Manhattan Authorities are likely to investigate the alleged misappropriation of funds between FTX and Alameda Research. Fox News correspondent Charles Gasparino cites insiders at the Manhattan US attorney’s office.

He made the revelation public via a tweet today, Wednesday, November 17, 2022. Evidently, the prosecutor’s office hopes to draft charges before the end of 2022. The misuse of customer funds would probably be the subject of the case charges. He also stated that authorities in the Bahamas are looking to take the lead on the case.

The tweet read:

“Sources close to Manhattan US Attorney say office is looking to prepare charges by the end of the year over FTX scandal following further disclosures of Sam Bankman-Fried’s alleged misuse of customer funds and as authorities in Bahamas look to take the lead on the case.”

This is on top of the SEC probe over the possibility of misuse of FTX US funds. Also, the White House authorities recently said they looked closely at the FTX situation. A White House press secretary said cryptocurrencies are harming the lives of average Americans. The White House views crypto oversight as an important issue, they added. The secretary added that recent events in crypto highlight the need for crypto regulation.

What exactly is SBF being charged for?

So far, the Securities and Exchange Commission, the Commodity Futures Trading Commission, and the Department of Justice have all opened investigations, it has been reported. The Royal Bahamas Police Force says it has also opened a probe.

As part of the chapter 11 bankruptcy proceedings, the company’s new FTX CEO, John Ray, expressed his stance on the situation. He said the situation was unprecedented and nothing like he had seen with any corporate failure in his long career. In a court filing, Ray described the situation as “a complete failure of corporate controls.” He added there was a complete absence of trustworthy financial information.

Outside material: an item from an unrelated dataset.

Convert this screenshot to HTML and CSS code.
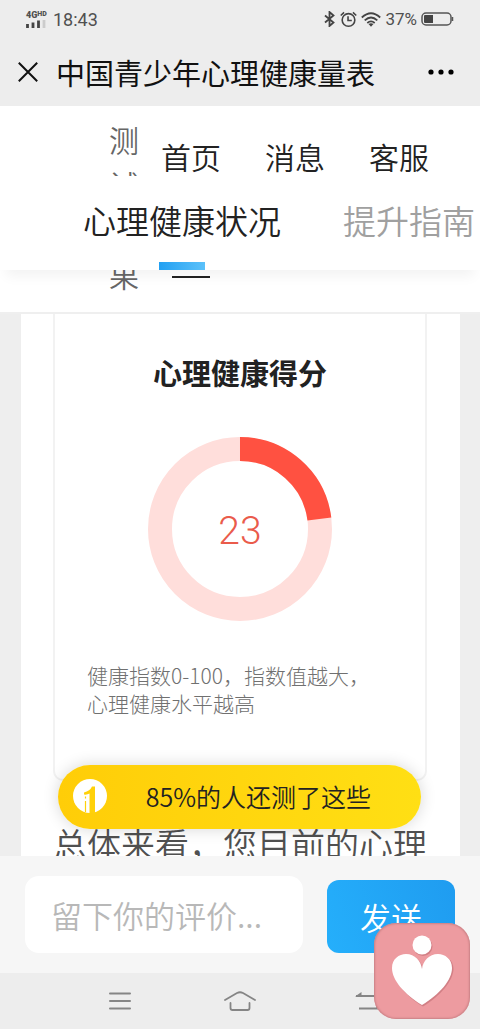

No allegations of wrongdoing have yet been made, and it is possible that no charges will be filed. FTX has admitted that it made errors that led to its bankruptcy filing. There have been reports that Bankman-Fried and other executives were lending customer deposits to its sister-trading firm, Alameda Research Inc., to plug holes in its balance sheet. 

The primary focus for investigators is whether FTX committed fraud in how it dealt with its customers, its investors or with authorities, says Christopher LaVigne, the co-chair of the cryptocurrency practice at law firm Withersworldwide.